L’Istituto per la protezione sostenibile delle piante (Ipsp) del Consiglio nazionale delle ricerche (Cnr) di Grugliasco si occupa, tra le diverse attività di ricerca, anche della riscoperta degli antichi vitigni di cui si ha notizia solo nei testi storici. È il caso del Montanera, diffuso in passato nell’area prealpina piemontese e in Valtellina. Il vitigno è stato ritrovato dall’Ipsp-Cnr grazie ad alcuni sopralluoghi per poi essere studiato, collezionato, coltivato e quindi iscritto nel 2015 nel Registro nazionale delle varietà di vite (Rnvv), istituito negli anni ’70.
La Montanera, rarissima cultivar a bacca nera, è stata riproposta dal Cnr all’attenzione dei viticoltori piemontesi per la sua capacità di fornire vini dal colore carico e brillante, strutturati, dai tannini morbidi ma dotati di un’acidità piuttosto sostenuta.
L’attesa per una produzione commerciale dovrà essere di almeno tre anni
«Siamo – spiega Stefano Raimondi dell’Ipsp-Cnr – nella fase della propagazione della pianta. Il Cnr ha fornito le prime gemme ai vivaisti che, una volta preparate le barbatelle, le trasferiscono ai viticoltori per la messa in produzione». Di maturazione media o medio-precoce, il vitigno ha buone doti agronomiche.

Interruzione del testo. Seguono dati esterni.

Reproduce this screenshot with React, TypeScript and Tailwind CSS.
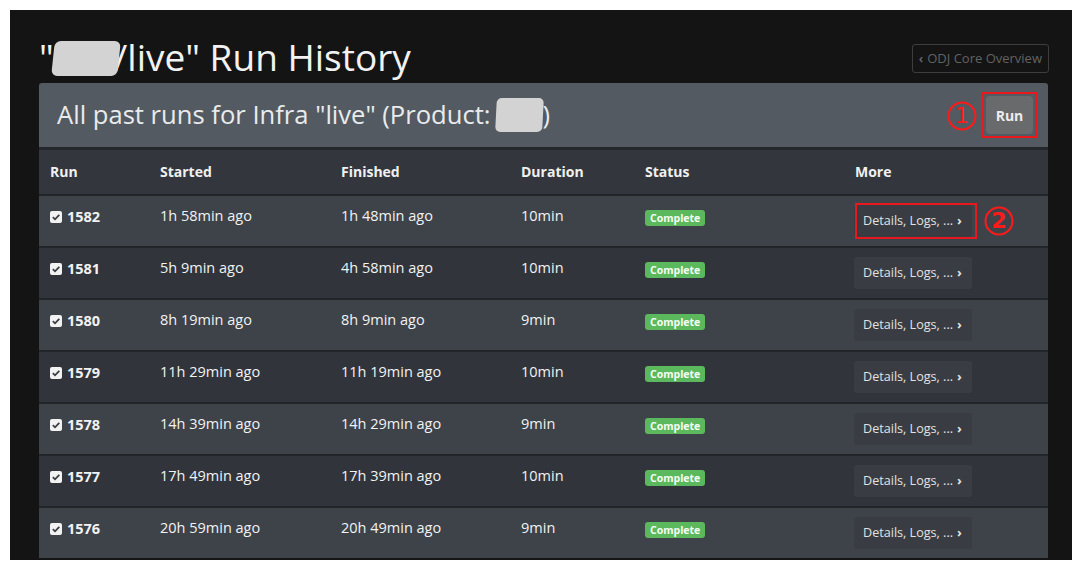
import React from "react";

const rows = [
  { id: 1582, s: "1h 58min ago", f: "1h 48min ago", d: "10min" },
  { id: 1581, s: "5h 9min ago", f: "4h 58min ago", d: "10min" },
  { id: 1580, s: "8h 19min ago", f: "8h 9min ago", d: "9min" },
  { id: 1579, s: "11h 29min ago", f: "11h 19min ago", d: "10min" },
  { id: 1578, s: "14h 39min ago", f: "14h 29min ago", d: "9min" },
  { id: 1577, s: "17h 49min ago", f: "17h 39min ago", d: "10min" },
  { id: 1576, s: "20h 59min ago", f: "20h 49min ago", d: "9min" },
];

function CheckSquare() {
  return (
    <svg width="12" height="12" viewBox="0 0 12 12" className="shrink-0">
      <rect x="0" y="0" width="12" height="12" rx="2" fill="#f2f2f2" />
      <path d="M2.8 6.2 L5 8.3 L9.3 3.8" fill="none" stroke="#3a3e44" strokeWidth="1.8" />
    </svg>
  );
}

function Circled({ n, hand }: { n: string; hand?: boolean }) {
  return (
    <svg width="30" height="30" viewBox="0 0 30 30">
      <circle cx="15" cy="15" r="13.5" fill="none" stroke="#ff1a1a" strokeWidth="2" />
      <text
        x="15"
        y="22"
        textAnchor="middle"
        fill="#ff1a1a"
        fontSize={hand ? 22 : 21}
        fontWeight={hand ? 700 : 400}
        fontFamily="'DejaVu Sans', sans-serif"
      >
        {n}
      </text>
    </svg>
  );
}

export default function App() {
  return (
    <div className="w-[1082px] h-[570px] bg-white p-[10px]" style={{ fontFamily: "'Open Sans', sans-serif" }}>
      <div className="h-[550px] bg-[#141414] pl-[29px] pr-[24px] overflow-hidden">
        <div className="flex justify-between items-end h-[73px]">
          <h1 className="text-[37px] leading-[44px] text-[#f2f2f2] font-normal mb-[4px] flex items-center">
            <span>"</span>
            <span className="relative z-10 inline-block w-[66px] h-[35px] bg-[#d3d3d3] rounded-[6px] -skew-x-6 ml-[-1px] mr-[-5px] translate-y-[1px]"></span>
            <span>/live" Run History</span>
          </h1>
          <div className="mb-[10px] h-[29px] border border-[#3d3d3d] rounded-[3px] px-[6px] flex items-center text-[13px] text-[#626262] mr-[-1px]">
            <span className="text-[12px] font-bold mr-[4px]">‹</span>
            <span>ODJ Core Overview</span>
          </div>
        </div>

        <div className="bg-[#535a62] h-[64px] flex items-center justify-between pl-[18px] pr-[11px] rounded-t-[3px]">
          <div className="text-[25.6px] text-[#e9ebec] flex items-center">
            <span>All past runs for Infra "live" (Product:</span>
            <span className="inline-block w-[47px] h-[34px] bg-[#d3d3d3] rounded-[5px] ml-[5px] -skew-x-3"></span>
            <span>)</span>
          </div>
          <div className="flex items-center">
            <div className="mr-[5px] mt-[2px]">
              <Circled n="1" />
            </div>
            <div className="border-2 border-[#e8181c] p-[2px]">
              <div className="w-[47px] h-[38px] bg-[#686a6c] rounded-[4px] flex items-center justify-center text-[14px] font-bold text-[#ececec]">
                Run
              </div>
            </div>
          </div>
        </div>

        <div className="h-[3px] bg-[#24272b]" />
        <div className="grid grid-cols-[110px_181px_180px_124px_210px_1fr] pl-[11px] h-[44px] items-center bg-[#33373d] text-[14px] font-bold text-[#f0f0f0]">
          <div className="-mt-[2px]">Run</div>
          <div className="-mt-[2px]">Started</div>
          <div className="-mt-[2px]">Finished</div>
          <div className="-mt-[2px]">Duration</div>
          <div className="-mt-[2px]">Status</div>
          <div className="-mt-[2px]">More</div>
        </div>

        {rows.map((r, i) => (
          <div key={r.id}>
            <div className="h-[2px] bg-[#222529]" />
            <div
              className={`grid grid-cols-[110px_181px_180px_124px_210px_1fr] pl-[11px] h-[50px] items-start text-[14.5px] font-medium text-[#f2f2f2] ${
                i % 2 === 0 ? "bg-[#3e434a]" : "bg-[#31353b]"
              }`}
            >
              <div className="flex items-center gap-[5px] pt-[10px]">
                <CheckSquare />
                <span className="font-bold">{r.id}</span>
              </div>
              <div className="pt-[9px]">{r.s}</div>
              <div className="pt-[9px]">{r.f}</div>
              <div className="pt-[9px]">{r.d}</div>
              <div className="pt-[14px] flex">
                <span className="flex items-center h-[16px] px-[5px] rounded-[3px] bg-[#5cb85c] text-[10.5px] font-bold text-[#f4fff4] leading-none">
                  Complete
                </span>
              </div>
              <div className="pt-[9px] relative">
                <div className="inline-flex items-center h-[32px] w-[118px] pl-[9px] rounded-[3px] bg-[#393d43] text-[12.6px] font-normal text-[#e2e2e2] ml-[-1px] whitespace-nowrap">
                  Details, Logs, ...
                  <span className="ml-[4px] text-[13px] font-bold">›</span>
                </div>
                {i === 0 && (
                  <>
                    <div className="absolute left-[0px] top-[7px] w-[122px] h-[36px] border-2 border-[#e8181c]" />
                    <div className="absolute left-[129px] top-[10px]">
                      <Circled n="2" hand />
                    </div>
                  </>
                )}
              </div>
            </div>
          </div>
        ))}
      </div>
    </div>
  );
}
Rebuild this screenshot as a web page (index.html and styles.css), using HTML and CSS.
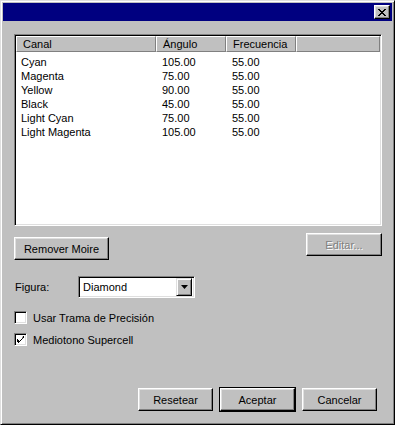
FILE: index.html
```html
<!DOCTYPE html>
<html lang="es">

<head>
    <meta charset="UTF-8">
    <title>Trama</title>
    <link rel="stylesheet" href="styles.css">
</head>

<body>
    <div class="window">
        <div class="titlebar">
            <button class="close-btn" aria-label="Cerrar">
                <svg width="8" height="7" viewBox="0 0 8 7">
                    <path d="M0 0h2v1h1v1h2v-1h1v-1h2v1h-1v1h-1v1h-1v1h1v1h1v1h1v1h-2v-1h-1v-1h-2v1h-1v1h-2v-1h1v-1h1v-1h1v-1h-1v-1h-1v-1h-1z" fill="#000" />
                </svg>
            </button>
        </div>

        <div class="content">
            <div class="list">
                <div class="list-header">
                    <div class="hcell col-canal">Canal</div>
                    <div class="hcell col-angulo">Ángulo</div>
                    <div class="hcell col-frec">Frecuencia</div>
                    <div class="hcell col-fill"></div>
                </div>
                <div class="list-rows">
                    <div class="row"><span class="col-canal">Cyan</span><span class="col-angulo">105.00</span><span class="col-frec">55.00</span></div>
                    <div class="row"><span class="col-canal">Magenta</span><span class="col-angulo">75.00</span><span class="col-frec">55.00</span></div>
                    <div class="row"><span class="col-canal">Yellow</span><span class="col-angulo">90.00</span><span class="col-frec">55.00</span></div>
                    <div class="row"><span class="col-canal">Black</span><span class="col-angulo">45.00</span><span class="col-frec">55.00</span></div>
                    <div class="row"><span class="col-canal">Light Cyan</span><span class="col-angulo">75.00</span><span class="col-frec">55.00</span></div>
                    <div class="row"><span class="col-canal">Light Magenta</span><span class="col-angulo">105.00</span><span class="col-frec">55.00</span></div>
                </div>
            </div>

            <div class="list-actions">
                <button class="btn btn-moire">Remover Moire</button>
                <button class="btn btn-edit" disabled>Editar...</button>
            </div>

            <div class="field">
                <span class="field-label">Figura:</span>
                <div class="select">
                    <span class="select-value">Diamond</span>
                    <span class="select-arrow">
                        <svg width="7" height="4" viewBox="0 0 7 4">
                            <path d="M0 0h7l-3.5 4z" fill="#000" />
                        </svg>
                    </span>
                </div>
            </div>

            <div class="checks">
                <label class="check">
                    <span class="box"></span>
                    Usar Trama de Precisión
                </label>
                <label class="check">
                    <span class="box">
                        <svg width="7" height="7" viewBox="0 0 7 7">
                            <path d="M6 0h1v2h-1v1h-1v1h-1v1h-1v1h-1v1h-1v-1h-1v-3h1v1h1v1h1v-1h1v-1h1z" fill="#000" />
                        </svg>
                    </span>
                    Mediotono Supercell
                </label>
            </div>

            <div class="footer">
                <button class="btn">Resetear</button>
                <button class="btn btn-default">Aceptar</button>
                <button class="btn">Cancelar</button>
            </div>
        </div>
    </div>
</body>

</html>
```

FILE: styles.css
```css
body {
    margin: 0;
    padding: 0;
    font-family: "Liberation Sans", Arial, sans-serif;
    font-size: 11px;
    color: #000;
    background-color: #c0c0c0;
}

.window {
    box-sizing: border-box;
    width: 395px;
    height: 425px;
    display: flex;
    flex-direction: column;
    padding: 2px;
    background-color: #c0c0c0;
    border: 1px solid;
    border-color: #dfdfdf #000 #000 #dfdfdf;
    box-shadow: inset 1px 1px #fff, inset -1px -1px #808080;
}

.titlebar {
    height: 18px;
    display: flex;
    align-items: center;
    justify-content: flex-end;
    padding-right: 2px;
    background-color: #000080;
}

.close-btn {
    box-sizing: border-box;
    width: 16px;
    height: 14px;
    padding: 0;
    display: flex;
    align-items: center;
    justify-content: center;
    background-color: #c0c0c0;
    border: 1px solid;
    border-color: #fff #000 #000 #fff;
    box-shadow: inset -1px -1px #808080, inset 1px 1px #dfdfdf;
}

.content {
    flex: 1;
    display: flex;
    flex-direction: column;
    padding: 13px 10px 11px 11px;
}

/* list view */
.list {
    box-sizing: border-box;
    width: 368px;
    height: 192px;
    background-color: #fff;
    border: 1px solid;
    border-color: #808080 #fff #fff #808080;
    box-shadow: inset 1px 1px #000, inset -1px -1px #dfdfdf;
    padding: 1px;
    overflow: hidden;
}

.list-header {
    display: flex;
    height: 16px;
}

.hcell {
    box-sizing: border-box;
    height: 16px;
    line-height: 14px;
    padding-left: 6px;
    background-color: #c0c0c0;
    border: 1px solid;
    border-color: #fff #808080 #808080 #fff;
    white-space: nowrap;
}

.list-header .col-canal {
    width: 140px;
}

.list-header .col-angulo,
.list-header .col-frec {
    width: 70px;
}

.col-fill {
    flex: 1;
}

.list-rows {
    padding-top: 3px;
}

.row {
    display: flex;
    height: 14px;
    line-height: 14px;
    white-space: nowrap;
}

.row span {
    box-sizing: border-box;
}

.row .col-canal {
    width: 146px;
    padding-left: 5px;
}

.row .col-angulo {
    width: 70px;
}

.row .col-frec {
    width: 70px;
}

/* buttons */
.btn {
    box-sizing: border-box;
    width: 75px;
    height: 23px;
    padding: 0;
    font-family: inherit;
    font-size: 11px;
    color: #000;
    background-color: #c0c0c0;
    border: 1px solid;
    border-color: #fff #000 #000 #fff;
    box-shadow: inset -1px -1px #808080, inset 1px 1px #dfdfdf;
}

.btn:disabled {
    color: #808080;
    text-shadow: 1px 1px #fff;
}

.btn-default {
    outline: 1px solid #000;
}

.list-actions {
    display: flex;
    justify-content: space-between;
    align-items: flex-start;
    width: 368px;
    margin-top: 7px;
}

.btn-moire {
    width: 95px;
    margin-top: 4px;
}

.btn-edit {
    width: 76px;
}

/* shape selector */
.field {
    display: flex;
    align-items: center;
    margin-top: 16px;
}

.field-label {
    width: 63px;
    padding-left: 1px;
}

.select {
    box-sizing: border-box;
    width: 117px;
    height: 22px;
    display: flex;
    align-items: center;
    justify-content: space-between;
    padding: 2px;
    background-color: #fff;
    border: 1px solid;
    border-color: #808080 #fff #fff #808080;
    box-shadow: inset 1px 1px #000, inset -1px -1px #dfdfdf;
}

.select-value {
    padding-left: 2px;
}

.select-arrow {
    box-sizing: border-box;
    width: 16px;
    height: 18px;
    display: flex;
    align-items: center;
    justify-content: center;
    background-color: #c0c0c0;
    border: 1px solid;
    border-color: #dfdfdf #000 #000 #dfdfdf;
    box-shadow: inset 1px 1px #fff, inset -1px -1px #808080;
}

/* checkboxes */
.checks {
    display: flex;
    flex-direction: column;
    gap: 9px;
    margin-top: 13px;
}

.check {
    display: flex;
    align-items: center;
    gap: 6px;
    height: 13px;
}

.box {
    box-sizing: border-box;
    width: 13px;
    height: 13px;
    display: flex;
    align-items: center;
    justify-content: center;
    background-color: #fff;
    border: 1px solid;
    border-color: #808080 #fff #fff #808080;
    box-shadow: inset 1px 1px #000, inset -1px -1px #dfdfdf;
}

.footer {
    margin-top: auto;
    display: flex;
    justify-content: flex-end;
    gap: 7px;
    padding-right: 5px;
}
```
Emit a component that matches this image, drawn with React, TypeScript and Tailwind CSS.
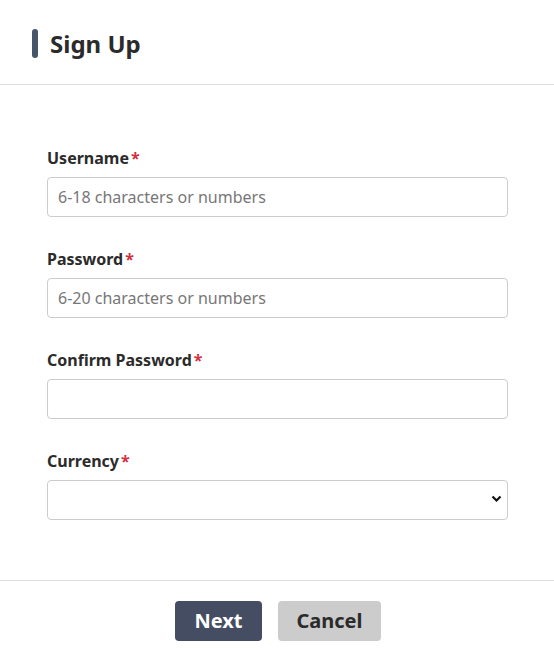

«I vini di Montanera – spiega Raimondi – erano stati molto apprezzati nel corso degli assaggi pubblici che avevamo organizzato negli scorsi anni, grazie a una produzione sperimentale, per raccogliere le impressioni di tecnici e produttori. Il riscontro positivo ha spinto l’Ipsp-Cnr di Grugliasco e l’Università di Torino a procedere con la richiesta di iscrizione al registro nazionale. I viticoltori piemontesi iniziano a richiedere le barbatelle per partire con la produzione e regalarci un bel rosso, morbido e poco tannico. Ma per vedere i frutti dovremo aspettare circa tre anni».